= Stoughton Police Department =

Police Department in Massachusetts

The Stoughton Police Department is the primary law enforcement agency serving the town of Stoughton in the U.S. state of Massachusetts. Stoughton is located in Norfolk County, approximately 17 miles south of Boston.

== History ==
The Stoughton Police Department has roots dating back to the town's early history, evolving from a system of constables and tithing men in the 18th century to a formal police force in the late 19th century. The department was established in 1878 with the appointment of six special police officers. Over the years, it grew in size and capabilities. By 1941, the department had modern facilities in the Town House, a cruiser car with one-way radio, and a reputation for efficiency.

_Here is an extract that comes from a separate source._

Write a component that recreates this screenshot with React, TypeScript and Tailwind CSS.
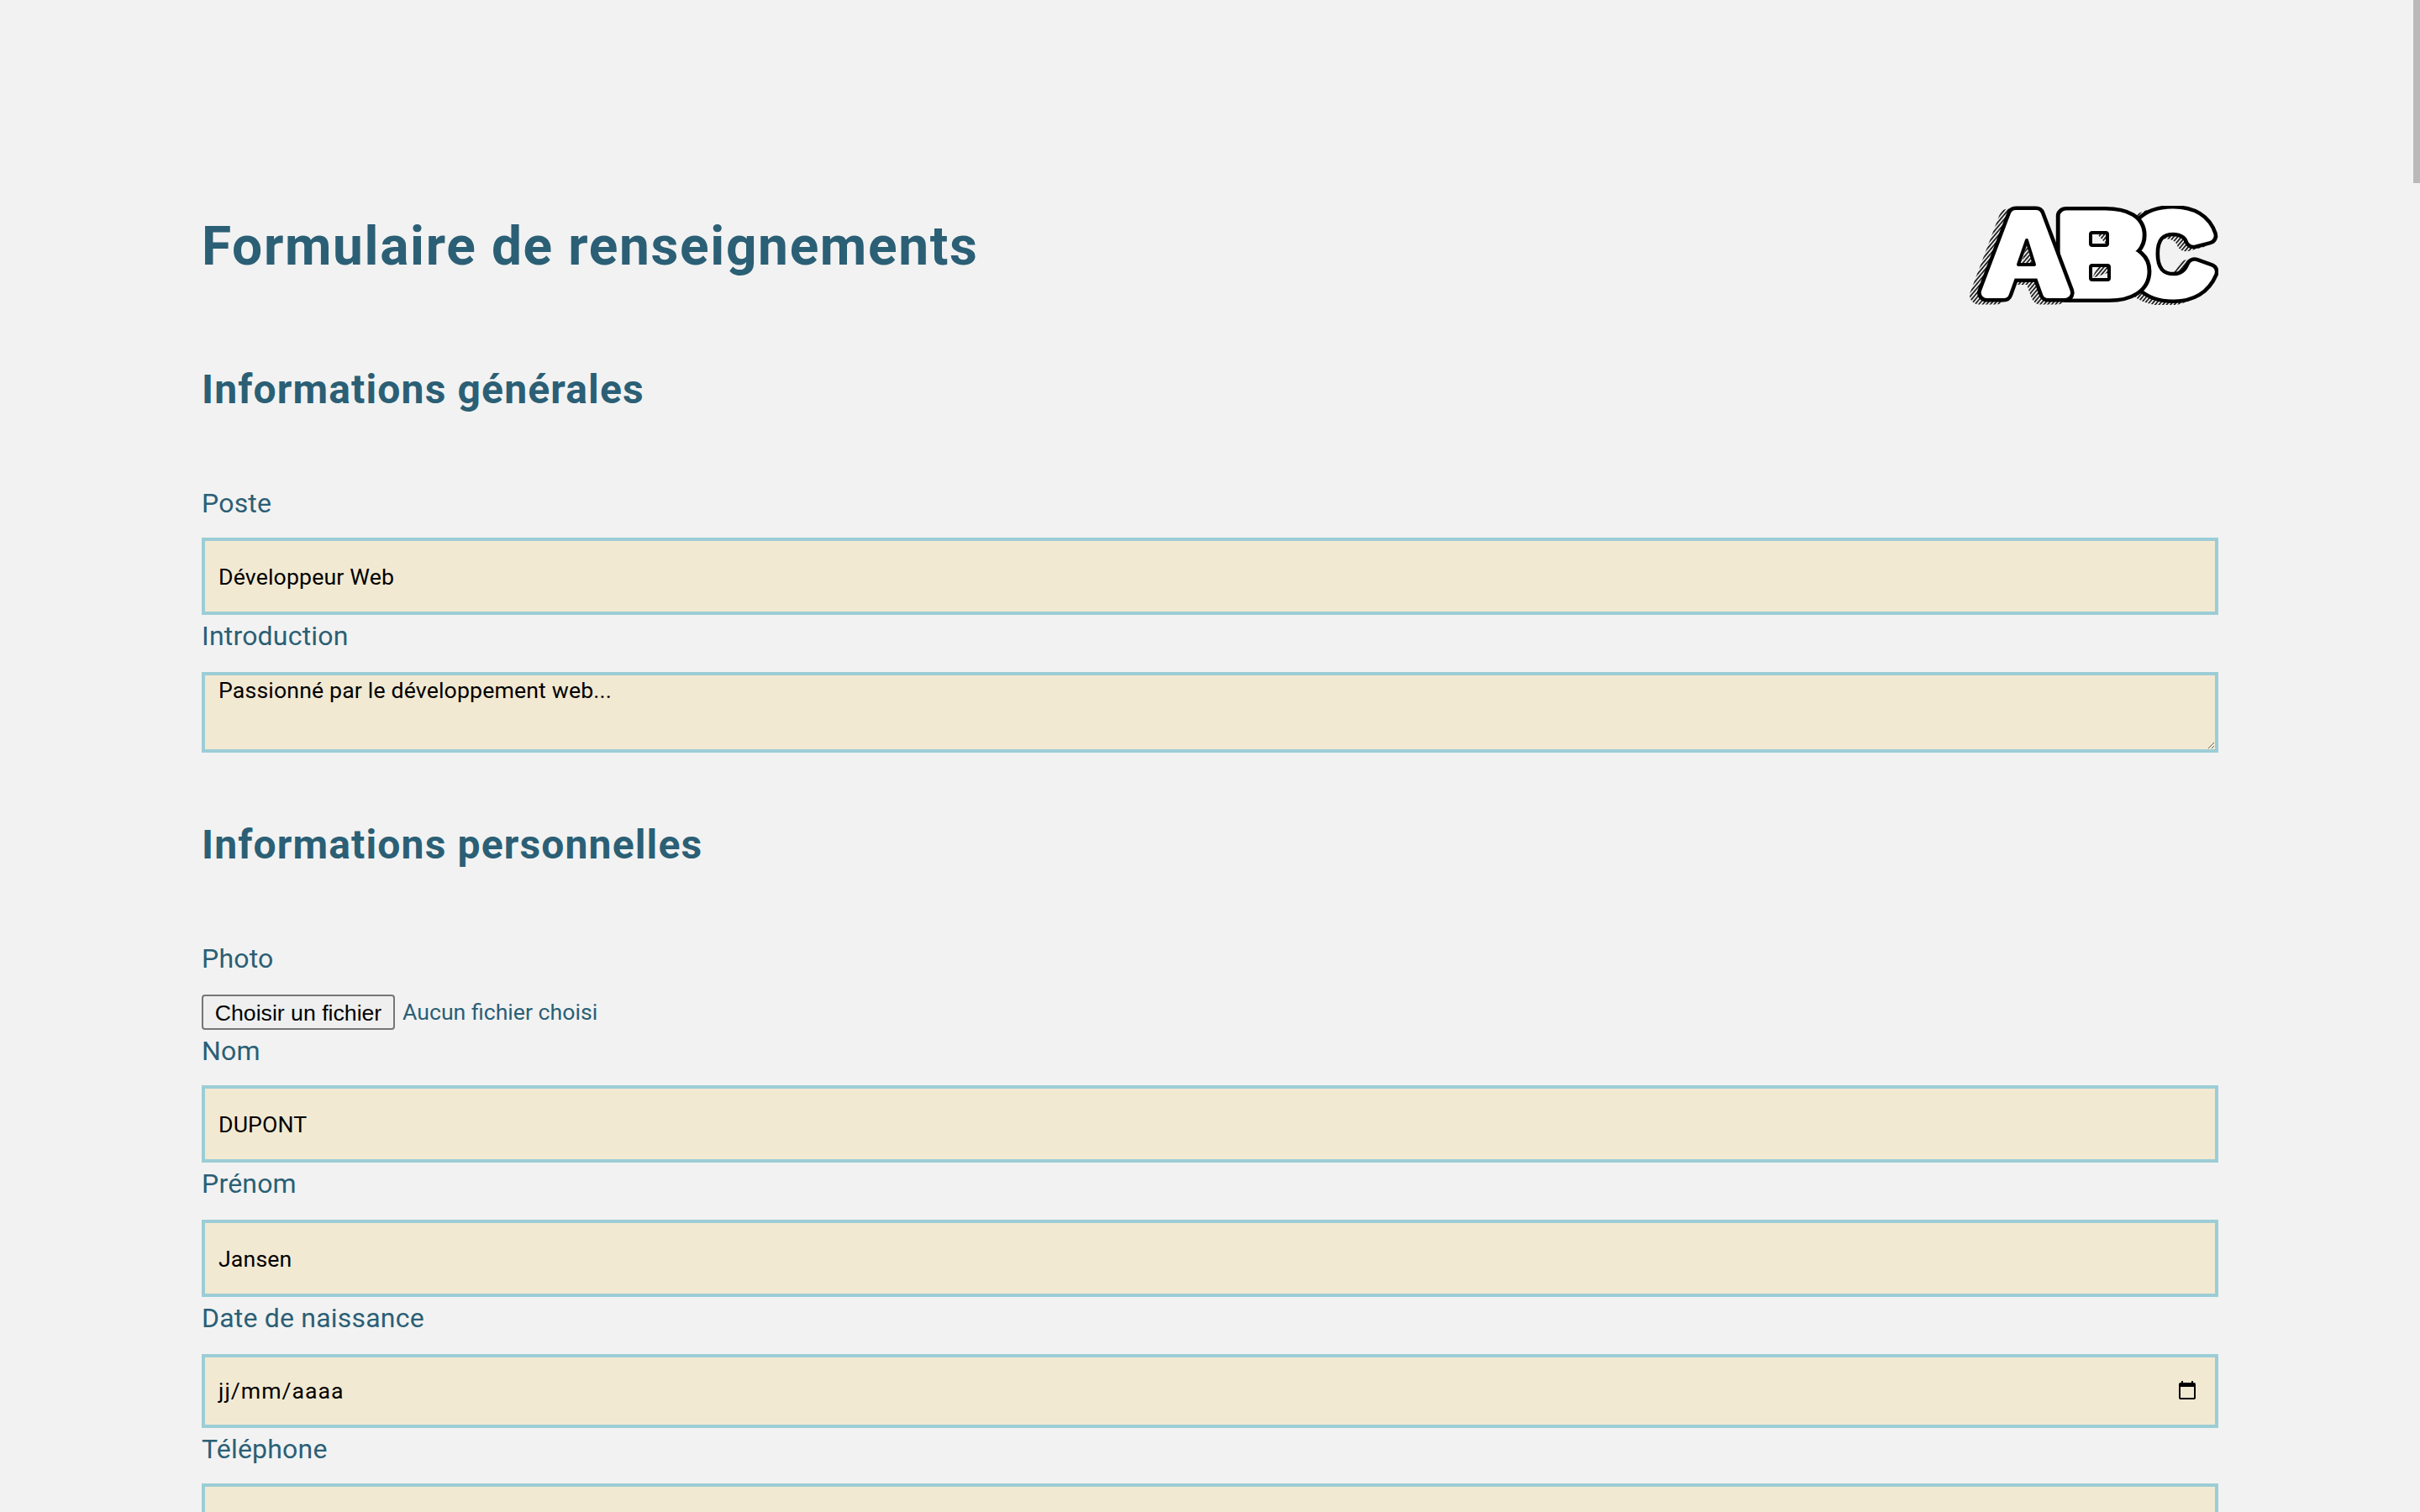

== Controversies and Notable Cases ==
The department has been the subject of numerous controversies. In August 2024, former Stoughton Police Detective Matthew Farwell was indicted on federal charges related to the death of Sandra Birchmore, a former member of the Police Explorers, in February 2021. The indictment alleges that Farwell killed Birchmore to prevent her from disclosing information about his alleged commission of federal crimes, including coercion and enticement of a minor, deprivation of rights under color of law, and wire fraud.

The case involves allegations that Farwell began a sexual relationship with Birchmore when she was 15 years old and he was an instructor in the Police Explorers program. The relationship allegedly continued for years, including while Farwell was employed as a Stoughton Police officer.

Farwell was placed on administrative leave following Birchmore's death and later resigned from the department in April 2022. The case gained significant attention due to its serious nature and the involvement of multiple police officers.

In response to the indictment, Stoughton Police Chief Donna McNamara issued a statement noting that the department had conducted an internal affairs investigation following Sandra Birchmore's death in February 2021 and had cooperated with other agencies, including the FBI.